Celebratio Mathematica

Many of Pro­fess­or Kobay­ashi’s books are known as stand­ard ref­er­ences in dif­fer­en­tial geo­metry, com­plex geo­metry, and oth­er re­lated areas. Es­pe­cially, Found­a­tions of Dif­fer­en­tial Geo­metry, vols. I and II, coau­thored by Nom­izu, are very pop­u­lar with math­em­aticians as well as with phys­i­cists. He and Nom­izu re­ceived the 2007 MSJ Pub­lic­a­tion Prize from the Math­em­at­ic­al So­ci­ety of Ja­pan for this work. His books Hy­per­bol­ic Man­i­folds and Holo­morph­ic Map­pings (1970) and Trans­form­a­tion Groups in Dif­fer­en­tial Geo­metry (1972) also in­flu­enced many math­em­aticians. His math­em­at­ic­al achieve­ments range across dif­fer­en­tial geo­metry, Lie al­geb­ras, trans­form­a­tion groups, and com­plex ana­lys­is. The most im­port­ant ones are:

1. the Kobay­ashi in­trins­ic pseudo-dis­tance,
2. the Kobay­ashi hy­per­bol­i­city and meas­ure hy­per­bol­i­city,
3. pro­ject­ively in­vari­ant dis­tances for af­fine and pro­ject­ive dis­tances,
4. the study of com­pact com­plex man­i­folds with pos­it­ive Ricci curvature,
5. filtered Lie al­geb­ras and geo­met­ric struc­tures, and
6. Kobay­ashi–Hitchin cor­res­pond­ence for vec­tor bundles.

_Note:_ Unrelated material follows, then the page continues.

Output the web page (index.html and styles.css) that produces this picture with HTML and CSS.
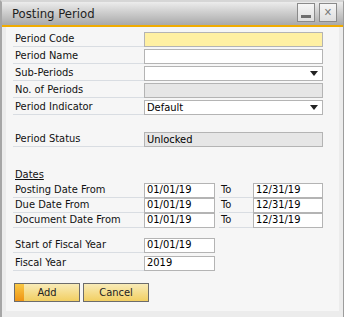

In (1) and (2) we see his out­stand­ing cre­ativ­ity. Kobay­ashi’s dis­tance de­creas­ing prop­erty for holo­morph­ic map­pings plays a very im­port­ant role in (1), while the gen­er­al­ized Schwarz lemma is cru­cially used in (2). His works now give us a fun­da­ment­al tool in the study of holo­morph­ic map­pings between com­plex man­i­folds. For in­stance, Pi­card’s small the­or­em fol­lows eas­ily from (2). Re­cently, the above res­ults were be­ing gen­er­al­ized by him to al­most com­plex man­i­folds.

On the oth­er hand, (4) has led suc­ceed­ing math­em­aticians to Frankel’s Con­jec­ture and Hartshorne’s Con­jec­ture. Among them, his joint work with T. Ochi­ai, “Char­ac­ter­iz­a­tion of com­plex pro­ject­ive spaces and hy­per­quad­rics,” J. Math. Kyoto U. 13 (1972), 31–47, was ef­fect­ively used in Siu–Yau’s proof of Frankel’s Con­jec­ture. It should also be noted that the meth­od of re­duc­tion mod­ulo \( p \) in Mori’s proof of Hartshorne’s Con­jec­ture be­came a clue to the Mori the­ory on the min­im­al mod­el pro­gram of pro­ject­ive al­geb­ra­ic man­i­folds.

The Kobay­ashi–Hitchin cor­res­pond­ence for vec­tor bundles in (6) states that a holo­morph­ic vec­tor bundle \( E \) over a com­pact Kähler man­i­fold is stable in the sense of Mum­ford–Take­moto if and only if \( E \) ad­mits a Her­mitian–Ein­stein met­ric. Kobay­ashi and Lübke proved the “if” part, while the “only if” part, con­jec­tured by Kobay­ashi and Hitchin, was proved fi­nally by Don­ald­son and Uh­len­beck–Yau.

Since 1995 Pro­fess­or Kobay­ashi reg­u­larly at­ten­ded our an­nu­al work­shop on com­plex geo­metry at Sug­a­daira, Ja­pan.